How: Our basic approach is to rewrite the program to be instrumented on the binary level as it is running. We run the program using a supervision framework, such as Valgrind [3] or DynamoRIO [1], so that we can add instructions to basic blocks before they run for the first time. Specifically, we add tracing instructions at each procedure entrance and exit point. Compared to a source-rewriting strategy, this technique reduces the need for changes to the program’s build process. However, static information such as function declarations or compiler-generated debugging symbols can still be used to determine the names and types of variables to be traced.
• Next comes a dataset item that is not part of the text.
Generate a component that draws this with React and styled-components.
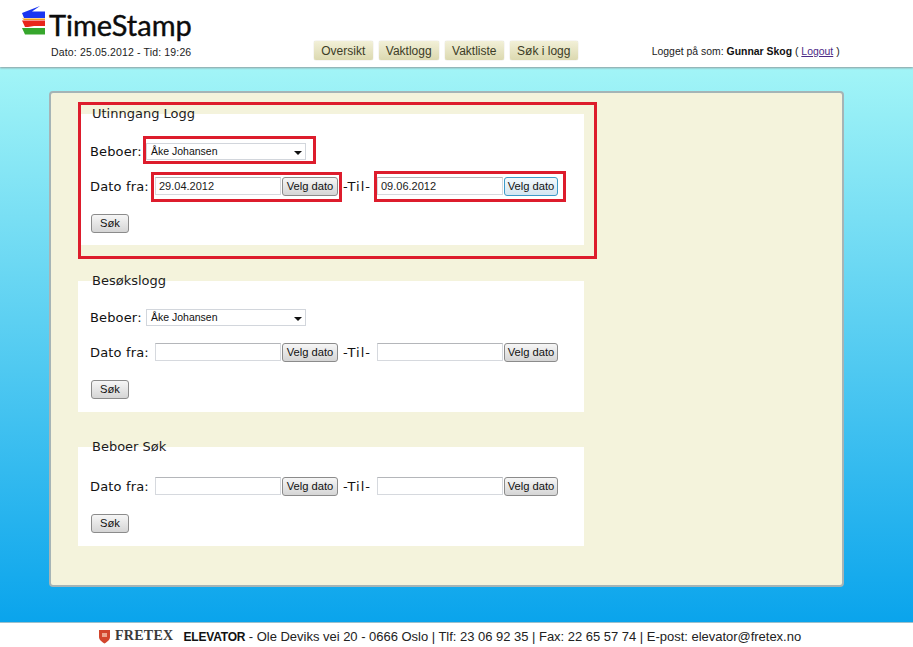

The main challenge in developing a C language front-end comes from the fact that C is a low-level language that allows the user to manipulate memory contents in a fairly unrestricted manner. For instance, a local variable which is declared as an ‘int *’ might or might not contain useful information: it could be uninitialized or deallocated, and even if valid it might point either to a single integer, or to an array of any size that itself might be incompletely initialized. We need a tool that gives a view of a program based on the language’s abstract semantics, but provides a reasonable result even at times when it would be unsafe for the program itself to use a variable. One approach is to replace pointers and arrays in the source code with “smart pointer” wrapper objects to record usage of dynamically-allocated data. Because this technique changes the layout of memory and requires recording every use of a pointer, it fails when the instrumented code must interact with uninstrumented object code in libraries. (Libraries could be accommodated with hand-written wrapper and summary functions, but this would be prohibitively cumbersome). Since all substantial programs call external libraries, the lack of support for libraries made a previous tool based on this technique impractical for use with realistic-sized programs.

Although we can still use a static (source-based) technique to find variables to examine, we take a new approach for tracking the dynamically-allocated targets of pointers. Again using a dynamic supervision framework, we simply record which bytes of memory the program reads from and writes to. (In fact, the most popular use of Valgrind is a module named Memcheck that helps locate C memory usage bugs). Since this approach directly examines the executable program and not the source code, it can track memory usage within precompiled libraries. The record of what memory has been used is stored separately so it does not disrupt the default layout of data as dictated by the original program (see Figure 1). Potentially unsafe operations such as pointer arithmetic and casting pointers to incompatible types are also permitted under this approach. These operations have the same behavior as they would in the original uninstrumented program since the tracing is concerned only with their ultimate effects on data in memory.